Forbes has the story:

Paragon’s product will also likely get spyware critics and surveillance experts alike rubbernecking: It claims to give police the power to remotely break into encrypted instant messaging communications, whether that’s WhatsApp, Signal, Facebook Messenger or Gmail, the industry sources said. One other spyware industry executive said it also promises to get longer-lasting access to a device, even when it’s rebooted.


Two industry sources said they believed Paragon was trying to set itself apart further by promising to get access to the instant messaging applications on a device, rather than taking complete control of everything on a phone.
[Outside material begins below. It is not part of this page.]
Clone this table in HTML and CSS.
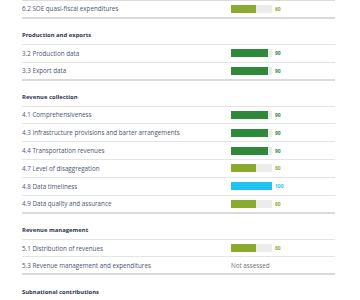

One of the sources said they understood that Paragon’s spyware exploits the protocols of end-to-end encrypted apps, meaning it would hack into messages via vulnerabilities in the core ways in which the software operates.

Read that last sentence again: Paragon uses unpatched zero-day exploits in the software to hack messaging apps.

Posted on August 3, 2021 at 6:44 AM9 Comments


Fed.up August 3, 2021 11:28 AM

The threat isn’t the private companies who are exploiting smart phones. The threat is that smart phones are designed to be exploited. This is a Big Tech “Do as I say, not as I do” moment. Big Tech believes they control the world’s data. This is just another aspect of their censorship. Perhaps if Israel was a Big Tech favored nation, they would be allowed to peek behind the curtain like other nations do.

Big Tech fails to accept that so long as they are abusing data, they cannot control who else does so. There are lots of companies that do so. Even household names.

Nokia is re-rereleasing a 2002 2G phone that won’t work with apps. Why? There’s demand for it.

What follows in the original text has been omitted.